Copy the lines below as they are; omit the images they contain.

══ DATASET EXCERPT

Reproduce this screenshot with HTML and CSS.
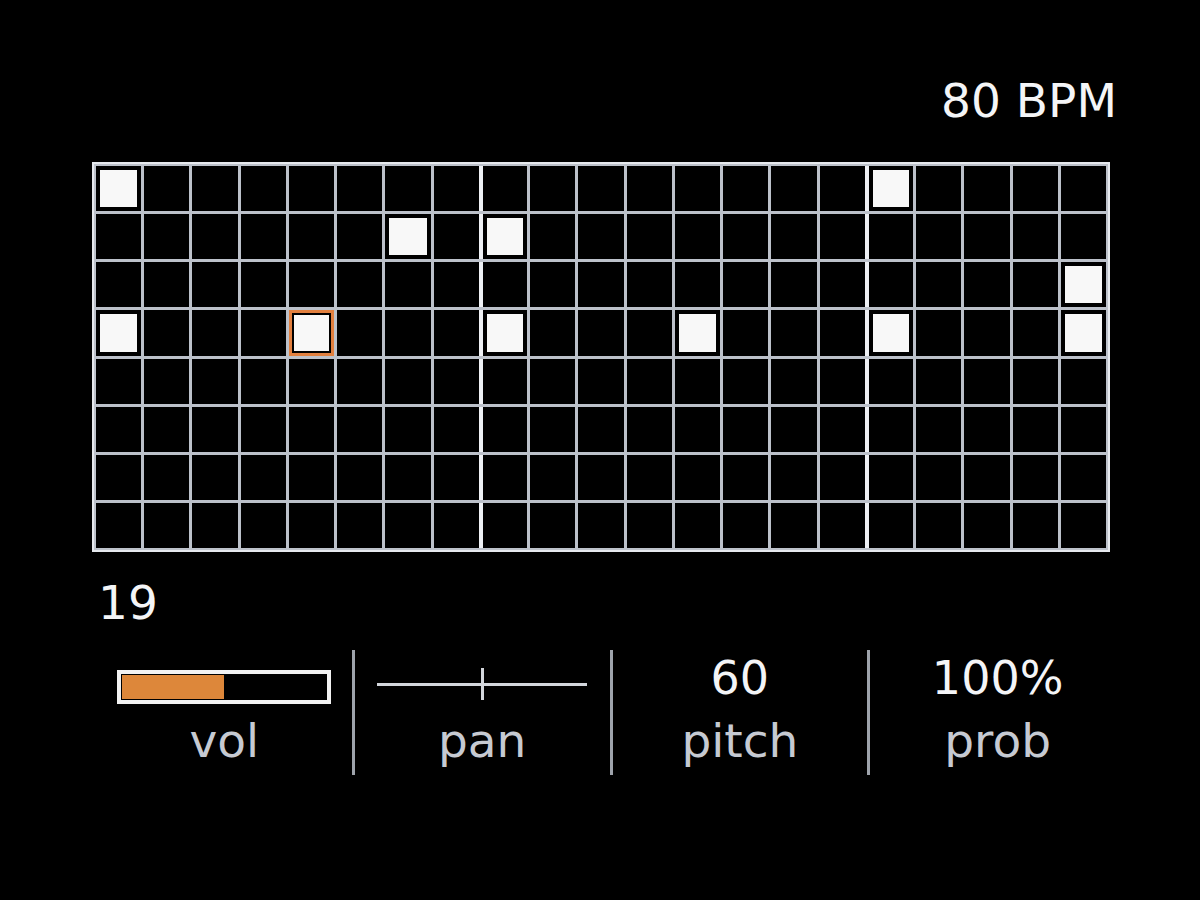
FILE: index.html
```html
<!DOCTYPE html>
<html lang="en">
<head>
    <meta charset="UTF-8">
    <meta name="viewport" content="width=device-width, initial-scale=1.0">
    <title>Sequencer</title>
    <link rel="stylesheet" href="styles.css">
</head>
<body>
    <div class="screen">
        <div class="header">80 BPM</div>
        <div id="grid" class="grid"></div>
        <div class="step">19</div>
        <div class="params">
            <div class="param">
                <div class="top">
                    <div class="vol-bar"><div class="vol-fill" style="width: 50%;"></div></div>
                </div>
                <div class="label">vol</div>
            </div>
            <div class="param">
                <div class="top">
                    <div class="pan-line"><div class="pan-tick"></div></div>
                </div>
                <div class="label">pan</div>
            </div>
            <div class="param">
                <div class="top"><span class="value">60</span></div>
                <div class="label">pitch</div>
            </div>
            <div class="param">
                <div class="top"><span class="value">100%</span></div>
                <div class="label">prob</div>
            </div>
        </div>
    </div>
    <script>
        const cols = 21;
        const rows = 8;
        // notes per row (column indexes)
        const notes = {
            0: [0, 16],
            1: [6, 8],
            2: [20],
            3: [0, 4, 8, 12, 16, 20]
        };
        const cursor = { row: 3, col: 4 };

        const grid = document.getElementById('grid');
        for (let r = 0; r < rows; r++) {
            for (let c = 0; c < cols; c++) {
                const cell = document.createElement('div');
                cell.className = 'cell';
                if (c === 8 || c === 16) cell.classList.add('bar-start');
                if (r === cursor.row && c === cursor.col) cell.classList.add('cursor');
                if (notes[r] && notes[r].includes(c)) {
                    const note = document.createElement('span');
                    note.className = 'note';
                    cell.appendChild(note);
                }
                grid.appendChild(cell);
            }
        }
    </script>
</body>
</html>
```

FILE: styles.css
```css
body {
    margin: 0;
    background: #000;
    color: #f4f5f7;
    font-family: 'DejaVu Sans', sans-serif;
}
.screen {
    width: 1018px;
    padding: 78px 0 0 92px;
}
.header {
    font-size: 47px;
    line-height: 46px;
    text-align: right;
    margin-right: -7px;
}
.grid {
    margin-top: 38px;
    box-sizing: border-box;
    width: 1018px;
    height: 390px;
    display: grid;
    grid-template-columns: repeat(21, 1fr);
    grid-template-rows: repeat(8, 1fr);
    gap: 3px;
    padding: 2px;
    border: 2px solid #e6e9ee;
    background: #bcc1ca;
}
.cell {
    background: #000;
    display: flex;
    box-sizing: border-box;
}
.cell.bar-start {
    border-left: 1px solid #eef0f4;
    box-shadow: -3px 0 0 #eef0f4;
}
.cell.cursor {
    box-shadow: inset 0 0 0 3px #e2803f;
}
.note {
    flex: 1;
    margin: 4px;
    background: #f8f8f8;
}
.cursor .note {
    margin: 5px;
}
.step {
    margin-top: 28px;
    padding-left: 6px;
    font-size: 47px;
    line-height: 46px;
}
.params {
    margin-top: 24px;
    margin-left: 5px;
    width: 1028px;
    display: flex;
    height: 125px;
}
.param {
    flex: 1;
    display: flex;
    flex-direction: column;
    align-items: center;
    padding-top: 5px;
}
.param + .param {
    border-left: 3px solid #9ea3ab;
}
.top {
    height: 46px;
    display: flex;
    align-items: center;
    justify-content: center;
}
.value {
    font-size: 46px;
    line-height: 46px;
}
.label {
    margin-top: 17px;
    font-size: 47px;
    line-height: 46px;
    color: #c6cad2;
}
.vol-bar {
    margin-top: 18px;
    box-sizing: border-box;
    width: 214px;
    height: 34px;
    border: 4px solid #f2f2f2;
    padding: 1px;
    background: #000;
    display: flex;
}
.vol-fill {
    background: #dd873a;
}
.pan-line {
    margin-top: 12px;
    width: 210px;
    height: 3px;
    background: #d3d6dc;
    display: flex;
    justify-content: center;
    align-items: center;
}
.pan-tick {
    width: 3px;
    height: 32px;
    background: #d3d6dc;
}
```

════

## WRITTEN RESPONSE
Reproduce this screenshot with HTML and CSS.
FILE: index.html
```html
<!DOCTYPE html>
<html lang="en">
<head>
    <meta charset="UTF-8">
    <meta name="viewport" content="width=device-width, initial-scale=1.0">
    <title>Sequencer</title>
    <link rel="stylesheet" href="styles.css">
</head>
<body>
    <div class="screen">
        <div class="header">80 BPM</div>
        <div id="grid" class="grid"></div>
        <div class="step">19</div>
        <div class="params">
            <div class="param">
                <div class="top">
                    <div class="vol-bar"><div class="vol-fill" style="width: 50%;"></div></div>
                </div>
                <div class="label">vol</div>
            </div>
            <div class="param">
                <div class="top">
                    <div class="pan-line"><div class="pan-tick"></div></div>
                </div>
                <div class="label">pan</div>
            </div>
            <div class="param">
                <div class="top"><span class="value">60</span></div>
                <div class="label">pitch</div>
            </div>
            <div class="param">
                <div class="top"><span class="value">100%</span></div>
                <div class="label">prob</div>
            </div>
        </div>
    </div>
    <script>
        const cols = 21;
        const rows = 8;
        // notes per row (column indexes)
        const notes = {
            0: [0, 16],
            1: [6, 8],
            2: [20],
            3: [0, 4, 8, 12, 16, 20]
        };
        const cursor = { row: 3, col: 4 };

        const grid = document.getElementById('grid');
        for (let r = 0; r < rows; r++) {
            for (let c = 0; c < cols; c++) {
                const cell = document.createElement('div');
                cell.className = 'cell';
                if (c === 8 || c === 16) cell.classList.add('bar-start');
                if (r === cursor.row && c === cursor.col) cell.classList.add('cursor');
                if (notes[r] && notes[r].includes(c)) {
                    const note = document.createElement('span');
                    note.className = 'note';
                    cell.appendChild(note);
                }
                grid.appendChild(cell);
            }
        }
    </script>
</body>
</html>
```

FILE: styles.css
```css
body {
    margin: 0;
    background: #000;
    color: #f4f5f7;
    font-family: 'DejaVu Sans', sans-serif;
}
.screen {
    width: 1018px;
    padding: 78px 0 0 92px;
}
.header {
    font-size: 47px;
    line-height: 46px;
    text-align: right;
    margin-right: -7px;
}
.grid {
    margin-top: 38px;
    box-sizing: border-box;
    width: 1018px;
    height: 390px;
    display: grid;
    grid-template-columns: repeat(21, 1fr);
    grid-template-rows: repeat(8, 1fr);
    gap: 3px;
    padding: 2px;
    border: 2px solid #e6e9ee;
    background: #bcc1ca;
}
.cell {
    background: #000;
    display: flex;
    box-sizing: border-box;
}
.cell.bar-start {
    border-left: 1px solid #eef0f4;
    box-shadow: -3px 0 0 #eef0f4;
}
.cell.cursor {
    box-shadow: inset 0 0 0 3px #e2803f;
}
.note {
    flex: 1;
    margin: 4px;
    background: #f8f8f8;
}
.cursor .note {
    margin: 5px;
}
.step {
    margin-top: 28px;
    padding-left: 6px;
    font-size: 47px;
    line-height: 46px;
}
.params {
    margin-top: 24px;
    margin-left: 5px;
    width: 1028px;
    display: flex;
    height: 125px;
}
.param {
    flex: 1;
    display: flex;
    flex-direction: column;
    align-items: center;
    padding-top: 5px;
}
.param + .param {
    border-left: 3px solid #9ea3ab;
}
.top {
    height: 46px;
    display: flex;
    align-items: center;
    justify-content: center;
}
.value {
    font-size: 46px;
    line-height: 46px;
}
.label {
    margin-top: 17px;
    font-size: 47px;
    line-height: 46px;
    color: #c6cad2;
}
.vol-bar {
    margin-top: 18px;
    box-sizing: border-box;
    width: 214px;
    height: 34px;
    border: 4px solid #f2f2f2;
    padding: 1px;
    background: #000;
    display: flex;
}
.vol-fill {
    background: #dd873a;
}
.pan-line {
    margin-top: 12px;
    width: 210px;
    height: 3px;
    background: #d3d6dc;
    display: flex;
    justify-content: center;
    align-items: center;
}
.pan-tick {
    width: 3px;
    height: 32px;
    background: #d3d6dc;
}
```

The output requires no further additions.